Отношение к совести как к тому, что не может быть делегировано, в древности объединяло христианский Восток и Запад. «Истина Твоя принадлежит не мне или еще кому-то, – писал святой Августин Блаженный, – а всем нам, кого Ты призываешь к открытому общению в ней. И грозно предупреждение Твое: не держать ее, как собственность, чтобы не лишиться ее» (Исповедь XII. 34). Оно сближало православных с протестантами. Последние, однако, не признавали опыта святости, обожения, и потому святые отцы Церкви не были для них авторитетом [8]. Совесть протестанта ответственна перед Писанием, совесть православного – перед «собором святых отец» как живым Писанием. При этом непреложно правило «при жизни никого не ублажай», поэтому собор, обладающий авторитетом, всегда находится в прошлом, с ним сверяются как с уже совершившимся и потому актуальным («акт» означает «действие»). Признание опыта святости и обожения человека ведет к таким особенностям православия, как почитание святых икон и мощей.
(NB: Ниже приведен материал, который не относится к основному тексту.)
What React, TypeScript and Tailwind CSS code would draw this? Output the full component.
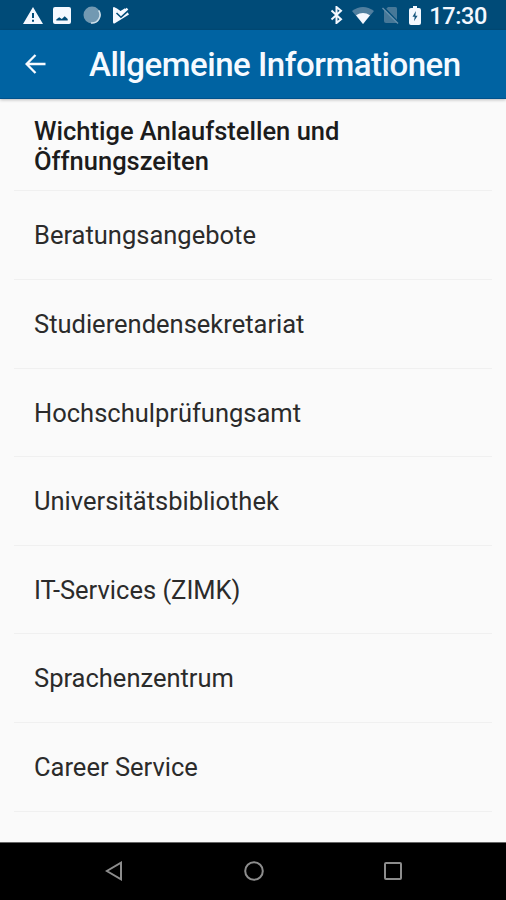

Исходя из разделения как данности, уже давно исторически подтвержденной, Филофей неверно толкует догматические основания разделения, но интуиция о евхаристии как основе у него безошибочна: нет единства там, где нет сопричастия. В смысловом отношении центральная часть послания – ближе к концу, там он описывает установление таинства Тела и Крови, называя это «нашей христианской тайной». Сотворив иудейскую пасху по закону, Иисус после того совершает с учениками Тайную вечерю, в начале которой учит их «еже не старийшенствовати», то есть запрещает споры о первенстве. Далее Он оставляет на столе только хлеб и вино, над которыми произносит молитву о вечной жизни (Иоанн 17:1–5). Он раздает причастникам хлеб, затем смешанное с водою вино, произнося слова «сие есть тело Мое» и «сия есть кровь Моя», после чего участники трапезы выходят на гору Елеонскую. Начинается путь на крест. С причащением апостолов Филофей связывает установление церковного священнослужения: «Видиши ли, христолюбче, какова есть священьства тайна и божественаго причастия начало?» Между сионской горницей и нынешней литургией, совершаемой наследниками апостолов, протягивается непрерывная нить, буквально связь через прикосновения (рукоположения) – это ли не признак той Церкви, о которой сказано, что «врата адова не одолеют ей» (Матфей 16:18)? При такой связности, по мысли Филофея, не могла сама собой измениться традиция совершения таинства, поэтому он и считает ересь причиной изменения римской практики.